The full production and dispatch of individually designed boxes is completed within three days of order by the Alexir Partnership, one of the earliest UK carton suppliers to install a digital press.
“Packaging is media – it’s a billboard. It’s just a matter of rethinking what it can do when you can change it daily and where content can be infinite”
“We foresee massive growth in digital carton production in the next five years as brand owners, retailers and design agencies become more aware of the breadth of potential for customisation, not least in dovetailing the technology’s short-run and personalisation capabilities for test marketing or to pre-launch new products to a targeted demographic of trade buyers,” says Alexir marketing manager Claire Summersby.
There’s far more to personalisation than the equivalent of a selfie, says Silas Amos of Design Thought, who masterminded last year’s Irn-Bru Fabric of Scotland campaign, which substituted the beverage’s blue and orange brand colours with those selected at random from a range of 57 different clan tartans and as a result lifted sales by 17 per cent between Hogmanay and Burns Night on January 25.
“The novelty of sticking people’s names on packs has been done; we’ll get bored with that pretty soon. It’ll be how and why brands personalise that will start making a difference,” says Mr Amos. “Think of audiences not as demographics, but as individuals. Think about localisation. Think about real-time topicality. Think about the charisma that is within a brand anyway. Then think how the brown box that delivers goods we order online can be brought alive at the door.
“Packaging is media – it’s a billboard. It’s just a matter of rethinking what it can do when you can change it daily and where content can be infinite.”
Corrugated box manufacturers are rapidly becoming alert to the potential of customisation. After four years in development with HP, sector leader DS Smith has invested more than £2 million in the UK’s first corrugator-width digital press with a running speed of 180 metres per minute.

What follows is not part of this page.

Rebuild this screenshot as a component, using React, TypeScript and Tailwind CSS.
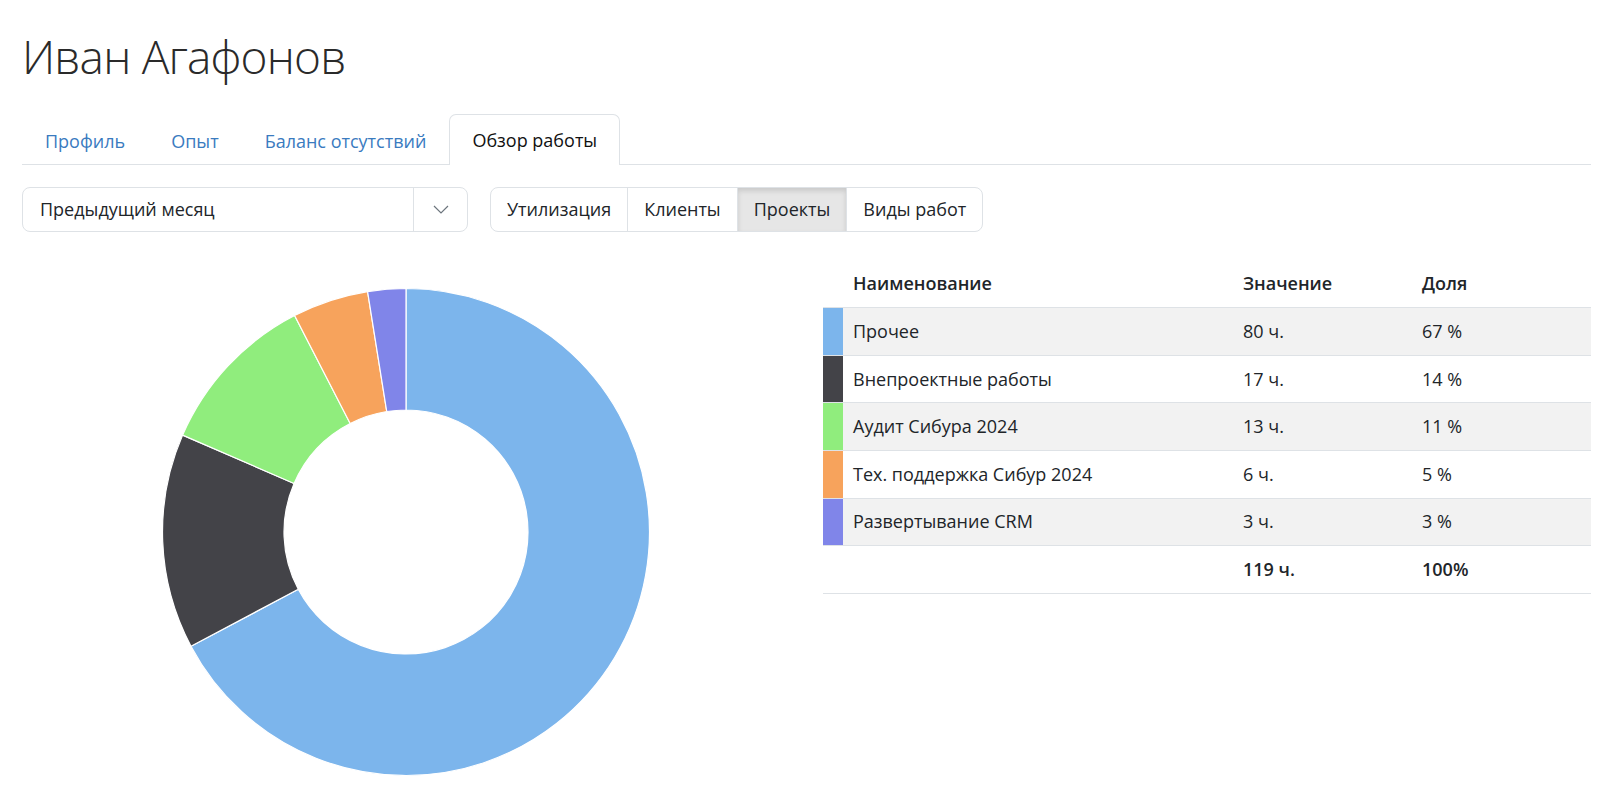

“While personalisation has become commonplace for primary applications, it’s still a pretty new phenomenon in the secondary packaging industry. However, we’re constantly exploring opportunities that digital technology can present us and I expect customisation to really come to the fore in the next 12 months,” says sales and marketing director Mick Thornton.
Meanwhile, with six other suppliers having brought new presses on to the market this year, the standard issue cardboard box with black lettering is clearly ripe for recycling.